- **Instructions for the task**
Copy each line that contains the string "React".
>> start Source excerpt
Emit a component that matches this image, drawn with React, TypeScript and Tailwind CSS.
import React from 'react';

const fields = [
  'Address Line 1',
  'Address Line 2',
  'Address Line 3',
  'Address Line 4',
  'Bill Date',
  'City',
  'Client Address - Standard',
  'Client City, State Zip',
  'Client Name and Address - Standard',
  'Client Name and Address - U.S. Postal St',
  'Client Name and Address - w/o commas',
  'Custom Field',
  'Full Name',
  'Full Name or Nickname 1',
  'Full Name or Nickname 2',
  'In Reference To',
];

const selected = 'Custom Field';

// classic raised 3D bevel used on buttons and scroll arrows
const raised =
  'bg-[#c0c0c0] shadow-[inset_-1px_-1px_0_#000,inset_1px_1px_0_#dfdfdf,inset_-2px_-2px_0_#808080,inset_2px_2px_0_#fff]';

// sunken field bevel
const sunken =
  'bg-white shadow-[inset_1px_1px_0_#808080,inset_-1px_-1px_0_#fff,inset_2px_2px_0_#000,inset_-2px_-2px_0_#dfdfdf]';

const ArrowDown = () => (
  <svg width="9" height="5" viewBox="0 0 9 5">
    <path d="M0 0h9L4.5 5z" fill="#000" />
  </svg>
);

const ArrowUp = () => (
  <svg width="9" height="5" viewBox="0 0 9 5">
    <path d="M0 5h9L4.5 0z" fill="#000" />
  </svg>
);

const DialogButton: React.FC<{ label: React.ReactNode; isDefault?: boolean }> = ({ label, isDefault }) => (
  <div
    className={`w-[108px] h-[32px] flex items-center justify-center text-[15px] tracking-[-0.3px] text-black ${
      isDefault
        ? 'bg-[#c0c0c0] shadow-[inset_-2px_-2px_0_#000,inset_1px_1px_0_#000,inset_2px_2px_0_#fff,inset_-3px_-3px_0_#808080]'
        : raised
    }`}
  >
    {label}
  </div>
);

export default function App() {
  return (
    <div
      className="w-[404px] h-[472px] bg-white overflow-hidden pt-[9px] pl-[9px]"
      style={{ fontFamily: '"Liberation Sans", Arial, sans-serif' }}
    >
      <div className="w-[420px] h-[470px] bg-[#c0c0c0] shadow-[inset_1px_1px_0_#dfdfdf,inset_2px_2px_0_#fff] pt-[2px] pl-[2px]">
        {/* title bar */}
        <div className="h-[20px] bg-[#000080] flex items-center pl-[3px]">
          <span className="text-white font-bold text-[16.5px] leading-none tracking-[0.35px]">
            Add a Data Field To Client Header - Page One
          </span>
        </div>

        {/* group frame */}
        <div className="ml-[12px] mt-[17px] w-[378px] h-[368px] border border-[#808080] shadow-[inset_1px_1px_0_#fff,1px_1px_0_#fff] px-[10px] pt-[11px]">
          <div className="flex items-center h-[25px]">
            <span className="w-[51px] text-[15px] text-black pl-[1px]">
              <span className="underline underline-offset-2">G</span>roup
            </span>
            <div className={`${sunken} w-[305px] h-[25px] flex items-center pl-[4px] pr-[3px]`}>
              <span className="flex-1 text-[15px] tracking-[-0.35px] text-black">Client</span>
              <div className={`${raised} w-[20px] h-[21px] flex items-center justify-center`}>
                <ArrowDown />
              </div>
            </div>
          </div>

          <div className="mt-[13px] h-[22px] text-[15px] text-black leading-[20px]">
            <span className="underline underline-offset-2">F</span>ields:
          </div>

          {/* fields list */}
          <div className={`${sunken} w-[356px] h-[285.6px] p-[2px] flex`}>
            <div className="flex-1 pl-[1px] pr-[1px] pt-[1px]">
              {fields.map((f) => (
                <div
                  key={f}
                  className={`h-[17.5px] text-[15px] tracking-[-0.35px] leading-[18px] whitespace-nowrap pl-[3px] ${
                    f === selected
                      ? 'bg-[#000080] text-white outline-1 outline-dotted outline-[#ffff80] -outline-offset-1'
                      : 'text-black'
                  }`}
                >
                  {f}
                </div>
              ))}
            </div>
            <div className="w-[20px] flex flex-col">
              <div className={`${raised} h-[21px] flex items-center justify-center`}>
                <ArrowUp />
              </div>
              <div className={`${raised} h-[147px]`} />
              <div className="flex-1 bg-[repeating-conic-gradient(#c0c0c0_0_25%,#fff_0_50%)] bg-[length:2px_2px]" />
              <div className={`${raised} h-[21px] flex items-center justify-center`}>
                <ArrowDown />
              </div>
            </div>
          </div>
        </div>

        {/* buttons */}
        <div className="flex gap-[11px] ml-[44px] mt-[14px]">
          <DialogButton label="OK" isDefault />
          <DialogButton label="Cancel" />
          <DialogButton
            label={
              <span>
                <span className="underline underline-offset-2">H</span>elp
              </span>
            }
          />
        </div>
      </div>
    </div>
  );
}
>> end Source excerpt
- **Solution to the problem**
Emit a component that matches this image, drawn with React, TypeScript and Tailwind CSS.
import React from 'react';
const DialogButton: React.FC<{ label: React.ReactNode; isDefault?: boolean }> = ({ label, isDefault }) => (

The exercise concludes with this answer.